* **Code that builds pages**
----------------
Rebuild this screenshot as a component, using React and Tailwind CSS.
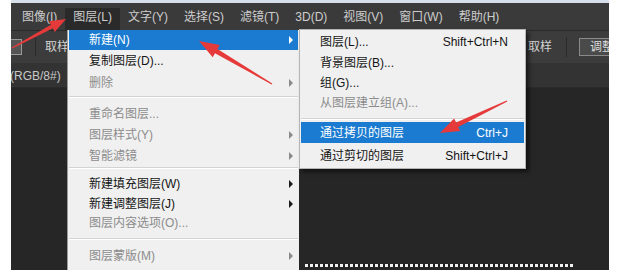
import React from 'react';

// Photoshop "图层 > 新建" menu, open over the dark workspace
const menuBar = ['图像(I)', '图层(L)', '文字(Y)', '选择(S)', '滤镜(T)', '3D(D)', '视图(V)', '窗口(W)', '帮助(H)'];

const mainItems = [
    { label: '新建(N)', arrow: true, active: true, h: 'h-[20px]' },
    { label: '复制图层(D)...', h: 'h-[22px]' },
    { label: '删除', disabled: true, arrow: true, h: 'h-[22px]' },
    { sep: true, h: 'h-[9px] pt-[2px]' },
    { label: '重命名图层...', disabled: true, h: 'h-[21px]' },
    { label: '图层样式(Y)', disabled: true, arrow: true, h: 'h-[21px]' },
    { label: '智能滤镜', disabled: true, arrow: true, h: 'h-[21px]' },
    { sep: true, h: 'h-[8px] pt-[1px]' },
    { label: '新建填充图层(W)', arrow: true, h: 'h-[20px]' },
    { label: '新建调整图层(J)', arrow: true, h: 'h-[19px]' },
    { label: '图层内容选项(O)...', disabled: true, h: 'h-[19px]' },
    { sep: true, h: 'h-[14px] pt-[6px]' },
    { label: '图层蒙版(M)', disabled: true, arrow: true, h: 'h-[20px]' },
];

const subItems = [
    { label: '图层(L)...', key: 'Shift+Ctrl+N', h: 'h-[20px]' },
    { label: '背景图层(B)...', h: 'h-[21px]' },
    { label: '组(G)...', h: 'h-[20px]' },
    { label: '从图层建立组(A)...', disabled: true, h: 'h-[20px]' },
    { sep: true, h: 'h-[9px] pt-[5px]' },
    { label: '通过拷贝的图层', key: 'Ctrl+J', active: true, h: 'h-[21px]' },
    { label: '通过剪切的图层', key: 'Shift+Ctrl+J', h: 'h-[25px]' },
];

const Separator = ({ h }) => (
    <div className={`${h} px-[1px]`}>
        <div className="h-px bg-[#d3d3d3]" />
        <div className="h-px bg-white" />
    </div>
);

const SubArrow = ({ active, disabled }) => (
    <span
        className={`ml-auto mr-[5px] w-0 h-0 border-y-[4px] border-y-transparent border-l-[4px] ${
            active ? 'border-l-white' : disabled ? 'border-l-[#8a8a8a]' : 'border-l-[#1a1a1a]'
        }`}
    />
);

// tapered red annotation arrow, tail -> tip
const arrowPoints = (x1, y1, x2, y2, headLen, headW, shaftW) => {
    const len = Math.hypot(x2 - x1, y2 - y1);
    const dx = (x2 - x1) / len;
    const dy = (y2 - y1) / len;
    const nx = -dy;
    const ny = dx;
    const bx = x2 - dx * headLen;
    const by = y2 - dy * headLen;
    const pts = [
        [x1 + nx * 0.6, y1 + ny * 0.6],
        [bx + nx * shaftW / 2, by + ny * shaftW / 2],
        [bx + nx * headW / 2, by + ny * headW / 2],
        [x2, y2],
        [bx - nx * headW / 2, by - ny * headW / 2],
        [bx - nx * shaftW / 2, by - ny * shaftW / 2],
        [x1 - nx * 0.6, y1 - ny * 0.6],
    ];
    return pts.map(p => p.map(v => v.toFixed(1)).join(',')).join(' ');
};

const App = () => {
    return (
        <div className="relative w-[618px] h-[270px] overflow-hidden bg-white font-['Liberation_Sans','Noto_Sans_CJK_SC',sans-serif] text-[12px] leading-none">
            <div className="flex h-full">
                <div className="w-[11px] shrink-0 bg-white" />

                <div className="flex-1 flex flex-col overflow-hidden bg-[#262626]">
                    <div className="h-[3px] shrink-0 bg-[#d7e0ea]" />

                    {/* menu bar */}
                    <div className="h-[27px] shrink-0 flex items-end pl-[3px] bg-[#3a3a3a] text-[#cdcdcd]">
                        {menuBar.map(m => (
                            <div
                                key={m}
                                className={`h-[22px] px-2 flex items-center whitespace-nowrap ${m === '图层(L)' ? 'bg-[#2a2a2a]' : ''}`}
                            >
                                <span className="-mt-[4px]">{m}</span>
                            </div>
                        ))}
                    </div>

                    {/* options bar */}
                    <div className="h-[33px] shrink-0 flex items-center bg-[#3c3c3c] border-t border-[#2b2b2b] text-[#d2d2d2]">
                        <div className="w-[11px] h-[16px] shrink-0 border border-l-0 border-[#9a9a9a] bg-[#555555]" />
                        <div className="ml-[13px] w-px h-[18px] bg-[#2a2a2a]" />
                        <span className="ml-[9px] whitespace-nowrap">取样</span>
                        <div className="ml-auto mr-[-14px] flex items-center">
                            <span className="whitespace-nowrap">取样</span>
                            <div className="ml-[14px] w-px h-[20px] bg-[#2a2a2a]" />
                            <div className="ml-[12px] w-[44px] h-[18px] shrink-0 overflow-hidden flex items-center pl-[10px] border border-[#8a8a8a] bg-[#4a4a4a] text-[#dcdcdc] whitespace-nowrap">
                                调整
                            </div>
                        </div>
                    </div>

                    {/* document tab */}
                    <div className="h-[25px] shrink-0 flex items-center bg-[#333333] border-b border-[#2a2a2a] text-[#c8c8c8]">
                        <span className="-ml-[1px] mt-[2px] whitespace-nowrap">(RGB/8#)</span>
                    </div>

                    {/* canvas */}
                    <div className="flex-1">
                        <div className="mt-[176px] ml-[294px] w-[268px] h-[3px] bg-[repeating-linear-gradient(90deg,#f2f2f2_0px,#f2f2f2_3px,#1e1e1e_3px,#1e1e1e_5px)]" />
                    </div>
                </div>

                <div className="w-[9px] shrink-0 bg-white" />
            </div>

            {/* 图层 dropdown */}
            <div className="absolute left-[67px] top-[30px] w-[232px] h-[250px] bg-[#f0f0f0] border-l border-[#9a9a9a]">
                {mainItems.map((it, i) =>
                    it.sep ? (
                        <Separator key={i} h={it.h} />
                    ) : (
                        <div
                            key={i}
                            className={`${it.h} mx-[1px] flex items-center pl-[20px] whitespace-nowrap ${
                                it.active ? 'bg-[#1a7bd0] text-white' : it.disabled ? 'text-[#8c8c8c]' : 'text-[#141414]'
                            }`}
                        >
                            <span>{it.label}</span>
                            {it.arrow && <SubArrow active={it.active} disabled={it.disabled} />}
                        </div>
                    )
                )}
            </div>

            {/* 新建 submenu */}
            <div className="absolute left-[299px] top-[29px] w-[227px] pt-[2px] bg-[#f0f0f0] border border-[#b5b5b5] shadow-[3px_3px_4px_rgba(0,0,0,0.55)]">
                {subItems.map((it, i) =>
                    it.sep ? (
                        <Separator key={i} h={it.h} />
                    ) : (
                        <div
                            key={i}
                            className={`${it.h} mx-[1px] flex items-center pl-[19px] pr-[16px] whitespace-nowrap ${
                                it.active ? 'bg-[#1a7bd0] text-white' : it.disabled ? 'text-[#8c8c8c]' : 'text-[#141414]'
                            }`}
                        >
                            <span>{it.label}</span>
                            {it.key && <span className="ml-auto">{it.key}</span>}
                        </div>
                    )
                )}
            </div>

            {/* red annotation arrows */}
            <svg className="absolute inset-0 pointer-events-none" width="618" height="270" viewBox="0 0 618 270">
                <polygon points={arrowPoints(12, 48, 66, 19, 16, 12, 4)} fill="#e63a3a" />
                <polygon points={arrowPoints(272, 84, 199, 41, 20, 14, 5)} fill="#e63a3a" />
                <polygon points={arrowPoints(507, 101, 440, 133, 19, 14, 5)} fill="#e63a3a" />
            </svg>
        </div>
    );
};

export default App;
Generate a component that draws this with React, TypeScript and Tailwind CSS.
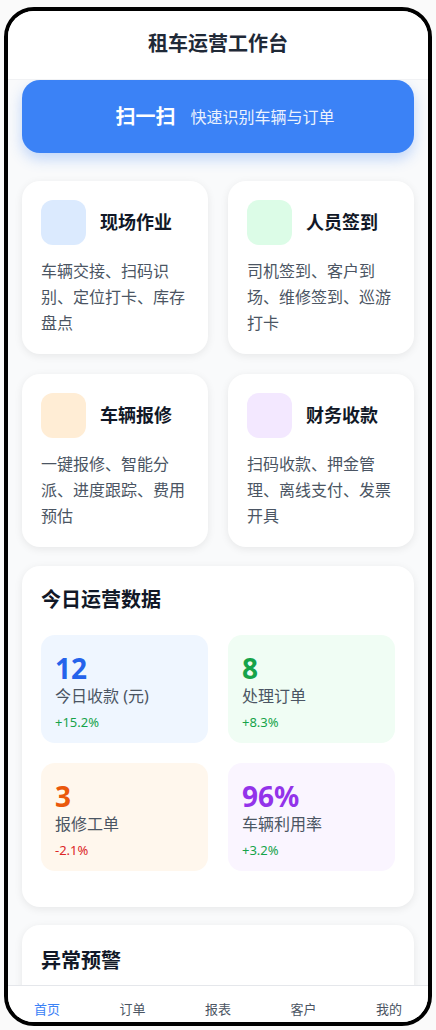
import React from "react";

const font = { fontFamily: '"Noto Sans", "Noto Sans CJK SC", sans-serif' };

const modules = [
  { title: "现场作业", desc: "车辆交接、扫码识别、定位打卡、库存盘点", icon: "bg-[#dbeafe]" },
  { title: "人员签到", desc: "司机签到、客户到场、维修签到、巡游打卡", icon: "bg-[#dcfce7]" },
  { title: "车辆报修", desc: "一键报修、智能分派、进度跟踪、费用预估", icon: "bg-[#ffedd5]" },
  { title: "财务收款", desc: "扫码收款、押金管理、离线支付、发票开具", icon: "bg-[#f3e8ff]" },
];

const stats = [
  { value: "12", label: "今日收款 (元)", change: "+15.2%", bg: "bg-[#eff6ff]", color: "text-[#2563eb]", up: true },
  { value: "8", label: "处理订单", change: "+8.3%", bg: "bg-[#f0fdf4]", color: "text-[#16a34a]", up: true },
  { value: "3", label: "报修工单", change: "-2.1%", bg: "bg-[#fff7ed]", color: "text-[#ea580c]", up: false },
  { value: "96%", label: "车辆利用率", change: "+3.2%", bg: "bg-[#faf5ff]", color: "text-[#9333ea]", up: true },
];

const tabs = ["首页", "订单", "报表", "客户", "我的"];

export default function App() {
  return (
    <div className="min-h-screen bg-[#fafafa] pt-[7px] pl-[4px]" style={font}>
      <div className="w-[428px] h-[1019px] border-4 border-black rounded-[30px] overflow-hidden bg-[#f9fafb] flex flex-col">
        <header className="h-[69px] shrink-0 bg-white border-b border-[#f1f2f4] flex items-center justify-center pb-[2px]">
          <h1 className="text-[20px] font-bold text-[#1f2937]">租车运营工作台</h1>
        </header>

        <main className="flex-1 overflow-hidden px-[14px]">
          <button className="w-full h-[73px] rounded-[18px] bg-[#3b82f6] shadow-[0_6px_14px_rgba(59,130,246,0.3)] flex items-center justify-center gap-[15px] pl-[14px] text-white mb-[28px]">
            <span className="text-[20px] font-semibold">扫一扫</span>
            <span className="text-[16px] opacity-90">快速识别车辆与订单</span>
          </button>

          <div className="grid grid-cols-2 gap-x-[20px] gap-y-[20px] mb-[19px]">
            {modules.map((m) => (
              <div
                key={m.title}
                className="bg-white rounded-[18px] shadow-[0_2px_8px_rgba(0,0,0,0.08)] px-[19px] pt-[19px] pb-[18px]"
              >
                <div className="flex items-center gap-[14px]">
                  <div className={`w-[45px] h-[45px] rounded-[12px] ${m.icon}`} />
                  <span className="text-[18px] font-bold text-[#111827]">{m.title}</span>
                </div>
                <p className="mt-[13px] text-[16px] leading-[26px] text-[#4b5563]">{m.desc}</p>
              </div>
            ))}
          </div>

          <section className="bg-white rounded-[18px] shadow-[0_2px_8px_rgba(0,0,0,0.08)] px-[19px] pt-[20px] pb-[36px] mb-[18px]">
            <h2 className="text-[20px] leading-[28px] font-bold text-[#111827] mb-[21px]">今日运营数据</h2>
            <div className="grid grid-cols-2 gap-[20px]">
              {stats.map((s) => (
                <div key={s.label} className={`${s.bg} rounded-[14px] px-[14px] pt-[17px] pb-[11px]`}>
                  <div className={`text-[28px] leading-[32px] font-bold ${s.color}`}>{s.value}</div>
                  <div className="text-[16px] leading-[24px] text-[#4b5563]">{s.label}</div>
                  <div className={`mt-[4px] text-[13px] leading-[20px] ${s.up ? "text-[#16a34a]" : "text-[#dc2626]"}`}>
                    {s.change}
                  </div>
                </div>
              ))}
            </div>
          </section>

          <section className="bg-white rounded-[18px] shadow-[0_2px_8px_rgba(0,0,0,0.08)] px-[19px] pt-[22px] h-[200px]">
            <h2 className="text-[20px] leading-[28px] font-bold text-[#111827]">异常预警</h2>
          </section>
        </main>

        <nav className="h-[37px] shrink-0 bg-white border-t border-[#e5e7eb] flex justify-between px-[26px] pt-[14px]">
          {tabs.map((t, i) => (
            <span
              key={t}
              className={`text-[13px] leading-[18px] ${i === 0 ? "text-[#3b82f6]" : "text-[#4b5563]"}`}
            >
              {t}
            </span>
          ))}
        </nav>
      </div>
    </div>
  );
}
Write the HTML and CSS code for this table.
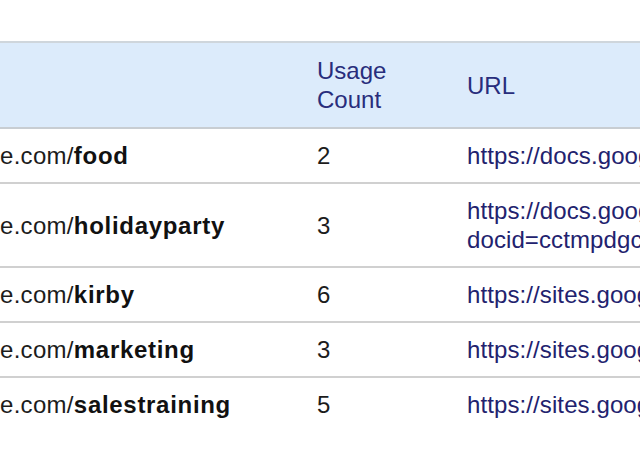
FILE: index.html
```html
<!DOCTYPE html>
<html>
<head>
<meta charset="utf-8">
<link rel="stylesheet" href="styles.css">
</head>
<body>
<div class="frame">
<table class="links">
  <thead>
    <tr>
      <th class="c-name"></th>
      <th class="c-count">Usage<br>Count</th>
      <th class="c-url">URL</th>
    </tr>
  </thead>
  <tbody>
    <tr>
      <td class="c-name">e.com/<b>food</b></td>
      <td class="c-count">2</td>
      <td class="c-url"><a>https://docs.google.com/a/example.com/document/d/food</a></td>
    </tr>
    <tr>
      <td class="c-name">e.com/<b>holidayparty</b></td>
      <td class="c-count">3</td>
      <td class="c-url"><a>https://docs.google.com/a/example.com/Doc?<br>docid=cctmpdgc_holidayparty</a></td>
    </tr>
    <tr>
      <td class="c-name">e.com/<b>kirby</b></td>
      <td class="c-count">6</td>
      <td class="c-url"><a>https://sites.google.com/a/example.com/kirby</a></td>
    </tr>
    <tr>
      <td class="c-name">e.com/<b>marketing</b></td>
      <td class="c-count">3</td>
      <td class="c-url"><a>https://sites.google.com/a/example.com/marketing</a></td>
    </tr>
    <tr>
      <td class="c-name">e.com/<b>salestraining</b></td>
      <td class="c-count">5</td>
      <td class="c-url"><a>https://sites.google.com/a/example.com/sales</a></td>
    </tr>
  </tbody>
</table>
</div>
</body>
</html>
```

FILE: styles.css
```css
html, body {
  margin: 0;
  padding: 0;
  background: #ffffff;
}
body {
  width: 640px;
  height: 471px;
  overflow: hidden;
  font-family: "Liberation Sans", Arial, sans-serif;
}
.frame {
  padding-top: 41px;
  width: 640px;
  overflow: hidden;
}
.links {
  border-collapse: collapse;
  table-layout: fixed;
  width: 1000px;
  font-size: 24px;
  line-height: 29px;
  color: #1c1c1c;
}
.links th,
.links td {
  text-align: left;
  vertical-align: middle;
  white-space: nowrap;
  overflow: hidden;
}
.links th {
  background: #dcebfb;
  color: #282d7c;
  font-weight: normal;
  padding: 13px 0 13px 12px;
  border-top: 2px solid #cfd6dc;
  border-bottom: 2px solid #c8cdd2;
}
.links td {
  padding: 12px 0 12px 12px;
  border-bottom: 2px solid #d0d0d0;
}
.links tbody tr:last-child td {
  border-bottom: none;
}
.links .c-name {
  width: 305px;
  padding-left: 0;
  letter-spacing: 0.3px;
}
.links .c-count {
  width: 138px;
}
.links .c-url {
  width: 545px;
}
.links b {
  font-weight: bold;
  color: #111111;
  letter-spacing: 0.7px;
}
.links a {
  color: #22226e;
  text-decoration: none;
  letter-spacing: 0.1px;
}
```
----------------
Pull every line containing "table" from the data.

Write the HTML and CSS code for this table.
<table class="links">
</table>
  table-layout: fixed;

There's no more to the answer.